Front-end source files
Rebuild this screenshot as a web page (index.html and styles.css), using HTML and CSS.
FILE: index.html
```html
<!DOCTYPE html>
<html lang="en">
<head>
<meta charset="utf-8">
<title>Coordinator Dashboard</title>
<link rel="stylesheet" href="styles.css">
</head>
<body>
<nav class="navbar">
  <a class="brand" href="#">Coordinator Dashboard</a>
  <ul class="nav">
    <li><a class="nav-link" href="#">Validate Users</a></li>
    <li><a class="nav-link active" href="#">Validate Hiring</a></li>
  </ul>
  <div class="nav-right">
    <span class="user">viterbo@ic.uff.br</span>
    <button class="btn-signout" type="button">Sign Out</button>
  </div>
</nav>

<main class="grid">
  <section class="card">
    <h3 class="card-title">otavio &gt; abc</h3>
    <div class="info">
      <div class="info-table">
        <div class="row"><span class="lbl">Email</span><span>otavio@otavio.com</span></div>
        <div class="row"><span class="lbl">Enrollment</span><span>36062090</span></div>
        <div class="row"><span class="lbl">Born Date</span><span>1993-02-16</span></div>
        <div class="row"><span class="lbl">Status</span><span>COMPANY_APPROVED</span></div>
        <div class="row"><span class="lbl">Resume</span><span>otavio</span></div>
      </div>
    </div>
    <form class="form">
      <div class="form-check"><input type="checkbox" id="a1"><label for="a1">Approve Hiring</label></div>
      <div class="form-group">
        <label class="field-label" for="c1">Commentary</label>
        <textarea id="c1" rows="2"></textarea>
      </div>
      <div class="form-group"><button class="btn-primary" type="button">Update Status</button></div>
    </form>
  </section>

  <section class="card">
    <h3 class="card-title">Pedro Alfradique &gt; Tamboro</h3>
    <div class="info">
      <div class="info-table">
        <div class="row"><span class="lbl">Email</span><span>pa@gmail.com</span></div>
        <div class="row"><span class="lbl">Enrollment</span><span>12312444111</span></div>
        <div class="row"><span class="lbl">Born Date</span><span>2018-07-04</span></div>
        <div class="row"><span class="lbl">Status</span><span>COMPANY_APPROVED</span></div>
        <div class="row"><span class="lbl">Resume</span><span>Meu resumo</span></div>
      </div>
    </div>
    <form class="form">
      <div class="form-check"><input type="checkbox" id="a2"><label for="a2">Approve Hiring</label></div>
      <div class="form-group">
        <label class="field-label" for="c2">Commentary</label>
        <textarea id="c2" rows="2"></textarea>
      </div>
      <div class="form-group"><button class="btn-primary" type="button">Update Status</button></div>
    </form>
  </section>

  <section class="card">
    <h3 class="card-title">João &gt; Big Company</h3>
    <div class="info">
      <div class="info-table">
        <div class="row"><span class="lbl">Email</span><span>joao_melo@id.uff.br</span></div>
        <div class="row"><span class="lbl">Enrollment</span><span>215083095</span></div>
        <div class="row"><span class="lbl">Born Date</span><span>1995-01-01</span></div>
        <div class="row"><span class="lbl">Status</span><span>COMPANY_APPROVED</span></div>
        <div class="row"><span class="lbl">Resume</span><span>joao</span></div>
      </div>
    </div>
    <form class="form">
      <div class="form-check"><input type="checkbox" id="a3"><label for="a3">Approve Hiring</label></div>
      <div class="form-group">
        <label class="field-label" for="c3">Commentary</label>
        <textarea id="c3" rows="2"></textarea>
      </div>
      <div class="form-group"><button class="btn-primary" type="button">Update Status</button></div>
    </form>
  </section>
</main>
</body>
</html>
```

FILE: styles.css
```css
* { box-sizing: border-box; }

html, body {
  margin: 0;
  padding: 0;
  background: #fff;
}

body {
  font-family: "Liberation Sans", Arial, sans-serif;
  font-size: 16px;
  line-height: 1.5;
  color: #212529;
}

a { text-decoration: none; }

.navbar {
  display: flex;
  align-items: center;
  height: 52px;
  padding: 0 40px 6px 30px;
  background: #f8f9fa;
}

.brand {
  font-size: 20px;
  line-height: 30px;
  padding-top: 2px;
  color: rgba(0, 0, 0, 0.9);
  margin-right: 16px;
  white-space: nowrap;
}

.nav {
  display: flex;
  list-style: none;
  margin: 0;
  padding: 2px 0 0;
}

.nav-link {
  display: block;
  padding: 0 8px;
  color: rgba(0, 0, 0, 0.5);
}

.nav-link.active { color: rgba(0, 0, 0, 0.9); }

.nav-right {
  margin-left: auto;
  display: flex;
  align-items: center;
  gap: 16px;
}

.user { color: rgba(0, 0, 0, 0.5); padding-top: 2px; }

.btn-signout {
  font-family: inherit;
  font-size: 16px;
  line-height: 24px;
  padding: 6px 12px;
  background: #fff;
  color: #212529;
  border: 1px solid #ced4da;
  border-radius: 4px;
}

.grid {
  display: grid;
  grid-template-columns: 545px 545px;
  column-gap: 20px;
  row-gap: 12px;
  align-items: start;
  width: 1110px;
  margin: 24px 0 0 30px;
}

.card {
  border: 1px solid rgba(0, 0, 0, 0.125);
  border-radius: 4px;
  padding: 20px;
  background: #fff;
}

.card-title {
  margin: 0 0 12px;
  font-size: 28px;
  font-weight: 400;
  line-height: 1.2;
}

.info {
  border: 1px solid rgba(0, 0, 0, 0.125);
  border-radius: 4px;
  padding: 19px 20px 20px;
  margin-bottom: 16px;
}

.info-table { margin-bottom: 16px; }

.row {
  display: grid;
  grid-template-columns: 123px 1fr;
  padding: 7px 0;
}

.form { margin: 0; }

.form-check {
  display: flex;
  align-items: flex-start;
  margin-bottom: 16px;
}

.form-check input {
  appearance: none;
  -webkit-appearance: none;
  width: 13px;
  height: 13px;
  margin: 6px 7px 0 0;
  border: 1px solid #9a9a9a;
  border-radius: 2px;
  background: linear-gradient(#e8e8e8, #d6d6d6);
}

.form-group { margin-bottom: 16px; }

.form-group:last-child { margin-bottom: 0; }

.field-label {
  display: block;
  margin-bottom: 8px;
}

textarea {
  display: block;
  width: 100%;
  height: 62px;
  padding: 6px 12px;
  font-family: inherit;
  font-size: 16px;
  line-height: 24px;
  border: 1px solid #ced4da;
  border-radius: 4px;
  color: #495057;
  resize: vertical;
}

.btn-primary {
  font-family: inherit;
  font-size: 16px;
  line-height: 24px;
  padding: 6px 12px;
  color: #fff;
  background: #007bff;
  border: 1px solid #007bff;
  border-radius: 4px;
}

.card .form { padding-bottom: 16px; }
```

--

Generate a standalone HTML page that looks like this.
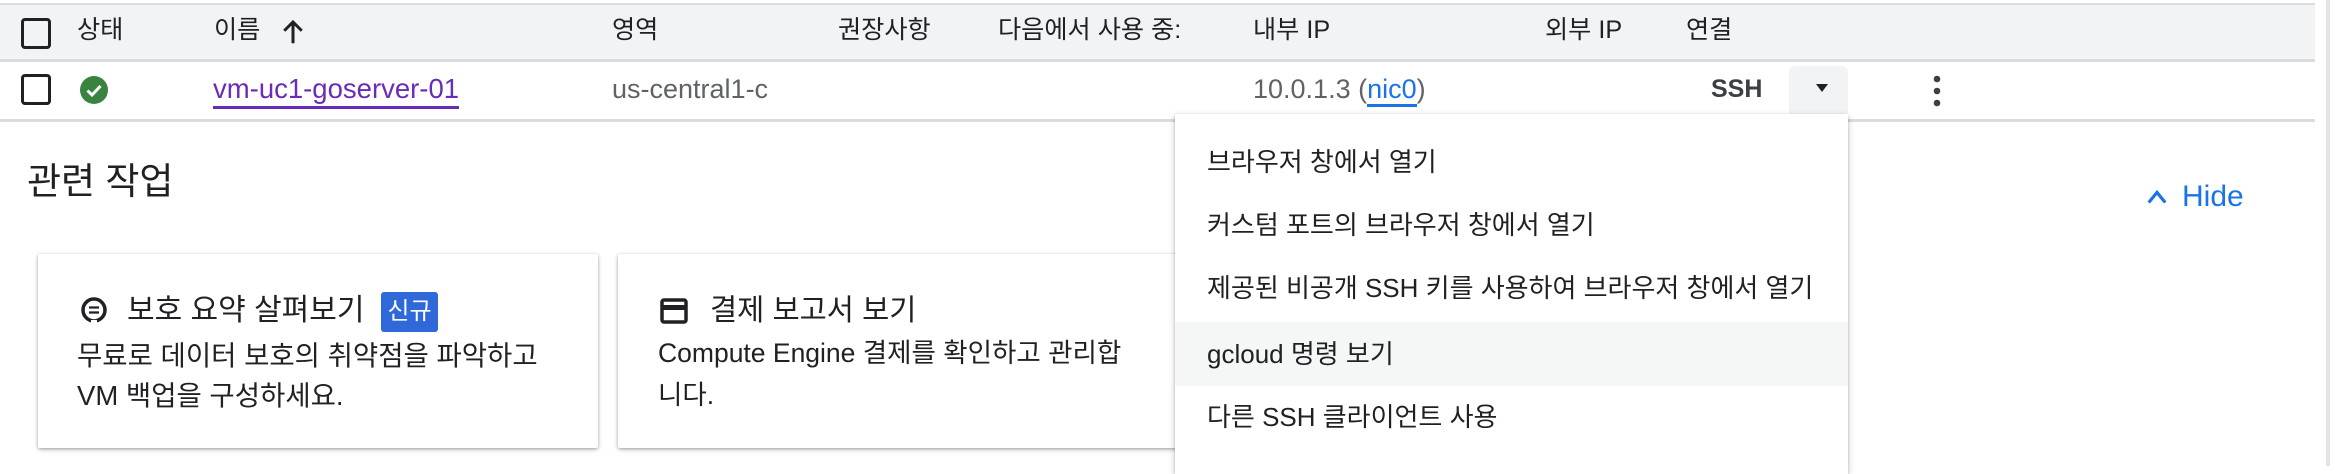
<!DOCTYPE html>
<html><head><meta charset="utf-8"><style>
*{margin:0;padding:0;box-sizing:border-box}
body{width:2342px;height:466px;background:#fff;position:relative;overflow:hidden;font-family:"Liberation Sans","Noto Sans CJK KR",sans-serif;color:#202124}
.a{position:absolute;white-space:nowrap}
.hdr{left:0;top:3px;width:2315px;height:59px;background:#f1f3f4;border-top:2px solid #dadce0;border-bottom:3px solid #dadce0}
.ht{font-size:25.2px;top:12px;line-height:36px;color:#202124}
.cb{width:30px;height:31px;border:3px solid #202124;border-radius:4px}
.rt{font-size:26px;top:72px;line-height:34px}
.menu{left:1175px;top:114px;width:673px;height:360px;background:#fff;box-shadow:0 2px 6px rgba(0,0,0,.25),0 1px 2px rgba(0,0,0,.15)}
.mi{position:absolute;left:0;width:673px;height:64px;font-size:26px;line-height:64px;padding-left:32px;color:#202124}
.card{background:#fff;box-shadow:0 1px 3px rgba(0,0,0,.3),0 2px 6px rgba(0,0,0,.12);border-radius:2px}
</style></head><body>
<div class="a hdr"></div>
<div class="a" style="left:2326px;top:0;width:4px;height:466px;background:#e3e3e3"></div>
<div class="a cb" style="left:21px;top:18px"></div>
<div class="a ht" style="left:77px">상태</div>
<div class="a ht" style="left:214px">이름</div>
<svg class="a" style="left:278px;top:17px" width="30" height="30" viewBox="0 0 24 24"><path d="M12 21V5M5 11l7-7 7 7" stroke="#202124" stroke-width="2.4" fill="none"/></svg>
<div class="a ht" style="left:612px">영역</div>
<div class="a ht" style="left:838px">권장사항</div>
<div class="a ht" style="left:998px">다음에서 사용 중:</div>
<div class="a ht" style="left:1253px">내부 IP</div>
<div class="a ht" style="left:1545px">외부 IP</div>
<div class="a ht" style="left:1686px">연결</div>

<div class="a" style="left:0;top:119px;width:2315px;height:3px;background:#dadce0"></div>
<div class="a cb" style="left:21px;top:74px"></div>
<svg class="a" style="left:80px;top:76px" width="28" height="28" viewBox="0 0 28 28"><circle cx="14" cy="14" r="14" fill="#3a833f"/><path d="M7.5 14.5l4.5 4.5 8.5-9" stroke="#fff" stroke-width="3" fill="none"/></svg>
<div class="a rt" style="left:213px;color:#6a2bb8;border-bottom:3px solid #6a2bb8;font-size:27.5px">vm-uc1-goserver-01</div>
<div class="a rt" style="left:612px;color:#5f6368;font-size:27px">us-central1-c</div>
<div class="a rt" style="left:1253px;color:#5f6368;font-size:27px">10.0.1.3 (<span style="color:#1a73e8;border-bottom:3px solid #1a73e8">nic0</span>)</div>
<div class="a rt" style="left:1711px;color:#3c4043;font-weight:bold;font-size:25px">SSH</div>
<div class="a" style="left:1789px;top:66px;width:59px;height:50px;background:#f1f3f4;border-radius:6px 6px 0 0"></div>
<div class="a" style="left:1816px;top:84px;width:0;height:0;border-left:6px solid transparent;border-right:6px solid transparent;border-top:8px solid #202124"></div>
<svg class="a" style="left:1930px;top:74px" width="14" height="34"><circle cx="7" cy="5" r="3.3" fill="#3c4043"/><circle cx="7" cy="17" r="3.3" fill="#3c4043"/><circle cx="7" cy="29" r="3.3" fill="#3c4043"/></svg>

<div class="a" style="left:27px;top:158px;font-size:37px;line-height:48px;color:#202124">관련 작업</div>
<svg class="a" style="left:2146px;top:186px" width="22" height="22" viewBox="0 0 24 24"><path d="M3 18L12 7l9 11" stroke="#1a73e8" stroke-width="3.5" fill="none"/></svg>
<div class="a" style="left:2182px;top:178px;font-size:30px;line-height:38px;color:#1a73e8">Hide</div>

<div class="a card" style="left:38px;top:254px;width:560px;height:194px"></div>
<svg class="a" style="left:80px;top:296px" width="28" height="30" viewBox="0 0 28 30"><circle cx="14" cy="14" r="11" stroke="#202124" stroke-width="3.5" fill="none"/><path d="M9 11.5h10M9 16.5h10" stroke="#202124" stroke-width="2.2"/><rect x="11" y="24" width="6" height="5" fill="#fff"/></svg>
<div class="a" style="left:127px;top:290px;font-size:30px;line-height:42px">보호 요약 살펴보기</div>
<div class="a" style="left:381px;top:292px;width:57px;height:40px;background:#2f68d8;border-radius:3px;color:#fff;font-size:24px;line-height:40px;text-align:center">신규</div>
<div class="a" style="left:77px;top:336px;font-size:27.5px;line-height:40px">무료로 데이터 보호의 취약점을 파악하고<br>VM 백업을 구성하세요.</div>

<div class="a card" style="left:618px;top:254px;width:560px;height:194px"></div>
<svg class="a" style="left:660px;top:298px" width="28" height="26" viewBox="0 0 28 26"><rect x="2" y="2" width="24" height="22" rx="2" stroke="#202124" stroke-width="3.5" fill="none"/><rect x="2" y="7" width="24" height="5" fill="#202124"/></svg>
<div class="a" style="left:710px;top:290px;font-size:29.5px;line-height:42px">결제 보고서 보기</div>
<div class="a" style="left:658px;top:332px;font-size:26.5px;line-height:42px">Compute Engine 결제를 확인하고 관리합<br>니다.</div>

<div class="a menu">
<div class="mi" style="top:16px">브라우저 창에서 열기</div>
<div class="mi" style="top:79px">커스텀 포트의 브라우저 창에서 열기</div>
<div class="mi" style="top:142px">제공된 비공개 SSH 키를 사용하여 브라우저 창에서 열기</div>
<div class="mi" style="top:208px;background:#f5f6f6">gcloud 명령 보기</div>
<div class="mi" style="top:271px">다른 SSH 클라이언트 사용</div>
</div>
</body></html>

...

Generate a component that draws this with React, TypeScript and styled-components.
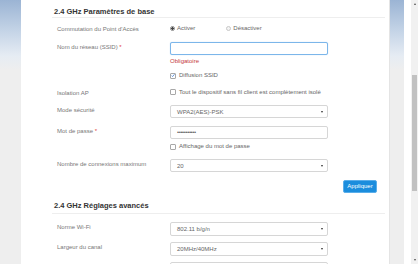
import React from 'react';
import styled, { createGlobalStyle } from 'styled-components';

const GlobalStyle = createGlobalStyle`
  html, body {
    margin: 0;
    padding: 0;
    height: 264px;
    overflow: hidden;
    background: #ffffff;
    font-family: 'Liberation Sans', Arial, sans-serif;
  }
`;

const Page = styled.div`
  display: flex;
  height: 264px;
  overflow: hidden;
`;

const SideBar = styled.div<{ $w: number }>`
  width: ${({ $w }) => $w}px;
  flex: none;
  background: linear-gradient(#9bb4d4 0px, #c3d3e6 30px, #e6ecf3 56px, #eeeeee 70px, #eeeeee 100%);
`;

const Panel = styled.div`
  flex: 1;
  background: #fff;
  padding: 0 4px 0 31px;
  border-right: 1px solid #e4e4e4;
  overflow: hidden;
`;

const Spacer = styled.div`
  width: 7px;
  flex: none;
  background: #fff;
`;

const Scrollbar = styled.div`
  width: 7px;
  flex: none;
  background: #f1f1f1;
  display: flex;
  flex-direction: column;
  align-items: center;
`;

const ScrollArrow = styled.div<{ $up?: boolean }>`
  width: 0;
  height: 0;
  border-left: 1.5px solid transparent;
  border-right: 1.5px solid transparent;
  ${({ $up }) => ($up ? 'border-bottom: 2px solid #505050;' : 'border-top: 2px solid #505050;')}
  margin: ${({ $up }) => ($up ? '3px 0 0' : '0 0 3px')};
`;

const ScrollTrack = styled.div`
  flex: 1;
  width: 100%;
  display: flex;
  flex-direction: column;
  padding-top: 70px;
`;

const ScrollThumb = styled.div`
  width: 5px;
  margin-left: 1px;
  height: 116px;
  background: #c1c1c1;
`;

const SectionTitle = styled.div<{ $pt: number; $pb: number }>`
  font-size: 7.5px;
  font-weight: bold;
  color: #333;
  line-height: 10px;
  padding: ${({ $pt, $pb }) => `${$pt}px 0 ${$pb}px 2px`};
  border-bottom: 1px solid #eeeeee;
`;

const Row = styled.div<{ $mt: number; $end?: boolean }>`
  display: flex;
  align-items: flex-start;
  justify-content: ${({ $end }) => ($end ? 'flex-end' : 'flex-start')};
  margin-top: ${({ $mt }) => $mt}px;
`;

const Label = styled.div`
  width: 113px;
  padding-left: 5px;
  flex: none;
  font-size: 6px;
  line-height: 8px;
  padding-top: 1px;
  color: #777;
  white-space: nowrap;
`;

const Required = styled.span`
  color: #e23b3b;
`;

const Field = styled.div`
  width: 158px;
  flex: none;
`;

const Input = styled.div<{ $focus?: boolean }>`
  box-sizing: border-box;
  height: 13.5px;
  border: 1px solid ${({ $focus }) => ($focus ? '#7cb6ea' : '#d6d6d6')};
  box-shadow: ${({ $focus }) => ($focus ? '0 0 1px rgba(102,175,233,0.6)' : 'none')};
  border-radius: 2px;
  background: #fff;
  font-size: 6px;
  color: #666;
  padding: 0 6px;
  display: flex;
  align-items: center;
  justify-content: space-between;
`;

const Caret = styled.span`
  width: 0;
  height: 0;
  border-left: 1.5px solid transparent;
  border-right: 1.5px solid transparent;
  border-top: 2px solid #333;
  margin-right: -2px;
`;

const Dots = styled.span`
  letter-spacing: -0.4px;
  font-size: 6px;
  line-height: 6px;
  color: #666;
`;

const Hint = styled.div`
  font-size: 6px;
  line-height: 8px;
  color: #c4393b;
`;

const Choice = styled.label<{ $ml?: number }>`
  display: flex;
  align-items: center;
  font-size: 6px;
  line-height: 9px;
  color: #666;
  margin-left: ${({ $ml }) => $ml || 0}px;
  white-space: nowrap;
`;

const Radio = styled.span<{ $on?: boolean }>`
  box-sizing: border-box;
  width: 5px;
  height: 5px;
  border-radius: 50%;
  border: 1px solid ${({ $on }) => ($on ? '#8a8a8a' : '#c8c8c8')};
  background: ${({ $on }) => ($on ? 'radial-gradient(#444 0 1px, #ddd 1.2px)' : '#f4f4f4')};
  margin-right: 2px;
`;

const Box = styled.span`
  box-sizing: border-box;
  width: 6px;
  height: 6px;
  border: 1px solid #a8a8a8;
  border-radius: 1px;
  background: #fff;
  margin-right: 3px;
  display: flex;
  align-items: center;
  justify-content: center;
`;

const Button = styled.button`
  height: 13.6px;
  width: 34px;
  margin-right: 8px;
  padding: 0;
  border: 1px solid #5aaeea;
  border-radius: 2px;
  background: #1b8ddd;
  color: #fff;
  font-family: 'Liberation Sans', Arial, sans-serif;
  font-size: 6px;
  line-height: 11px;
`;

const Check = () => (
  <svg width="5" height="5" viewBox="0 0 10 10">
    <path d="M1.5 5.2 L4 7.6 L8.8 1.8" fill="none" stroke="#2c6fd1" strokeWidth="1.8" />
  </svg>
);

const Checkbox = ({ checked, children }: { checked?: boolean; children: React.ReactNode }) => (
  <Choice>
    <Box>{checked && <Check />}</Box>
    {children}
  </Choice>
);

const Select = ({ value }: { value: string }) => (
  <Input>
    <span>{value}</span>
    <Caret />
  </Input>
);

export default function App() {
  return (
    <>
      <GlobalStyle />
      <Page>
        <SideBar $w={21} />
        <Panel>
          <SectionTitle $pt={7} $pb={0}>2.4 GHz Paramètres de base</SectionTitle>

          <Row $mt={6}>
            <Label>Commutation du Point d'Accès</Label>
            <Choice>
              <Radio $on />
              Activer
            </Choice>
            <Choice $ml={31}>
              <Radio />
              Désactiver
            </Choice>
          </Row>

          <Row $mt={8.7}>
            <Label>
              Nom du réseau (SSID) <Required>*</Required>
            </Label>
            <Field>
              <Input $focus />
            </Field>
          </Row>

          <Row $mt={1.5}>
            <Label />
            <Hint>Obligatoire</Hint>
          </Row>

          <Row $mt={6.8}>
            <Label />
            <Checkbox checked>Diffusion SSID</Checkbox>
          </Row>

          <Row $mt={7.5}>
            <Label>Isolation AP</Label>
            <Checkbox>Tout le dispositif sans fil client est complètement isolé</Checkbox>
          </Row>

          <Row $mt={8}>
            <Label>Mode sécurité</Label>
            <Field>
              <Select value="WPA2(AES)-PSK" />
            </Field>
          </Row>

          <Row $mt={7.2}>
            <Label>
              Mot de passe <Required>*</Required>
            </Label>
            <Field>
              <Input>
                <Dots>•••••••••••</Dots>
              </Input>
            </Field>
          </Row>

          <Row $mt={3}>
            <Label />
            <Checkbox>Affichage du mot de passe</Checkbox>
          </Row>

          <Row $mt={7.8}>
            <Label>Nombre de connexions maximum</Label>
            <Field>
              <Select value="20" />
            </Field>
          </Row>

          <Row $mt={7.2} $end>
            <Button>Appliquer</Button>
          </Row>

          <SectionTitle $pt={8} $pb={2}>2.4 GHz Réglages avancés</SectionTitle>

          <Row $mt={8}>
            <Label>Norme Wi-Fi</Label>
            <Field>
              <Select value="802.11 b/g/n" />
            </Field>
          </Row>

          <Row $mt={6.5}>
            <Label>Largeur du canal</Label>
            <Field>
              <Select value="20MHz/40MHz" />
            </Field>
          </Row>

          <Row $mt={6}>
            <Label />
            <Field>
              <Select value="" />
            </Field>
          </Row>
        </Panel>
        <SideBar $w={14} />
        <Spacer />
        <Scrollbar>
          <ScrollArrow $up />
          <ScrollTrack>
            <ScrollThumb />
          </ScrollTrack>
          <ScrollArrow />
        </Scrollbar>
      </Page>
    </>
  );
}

■ **REQUIREMENT**
Gather and copy every line of the data in which the string "components" is found.

■ **RESULT OF THIS TASK**
Generate a component that draws this with React, TypeScript and styled-components.
import styled, { createGlobalStyle } from 'styled-components';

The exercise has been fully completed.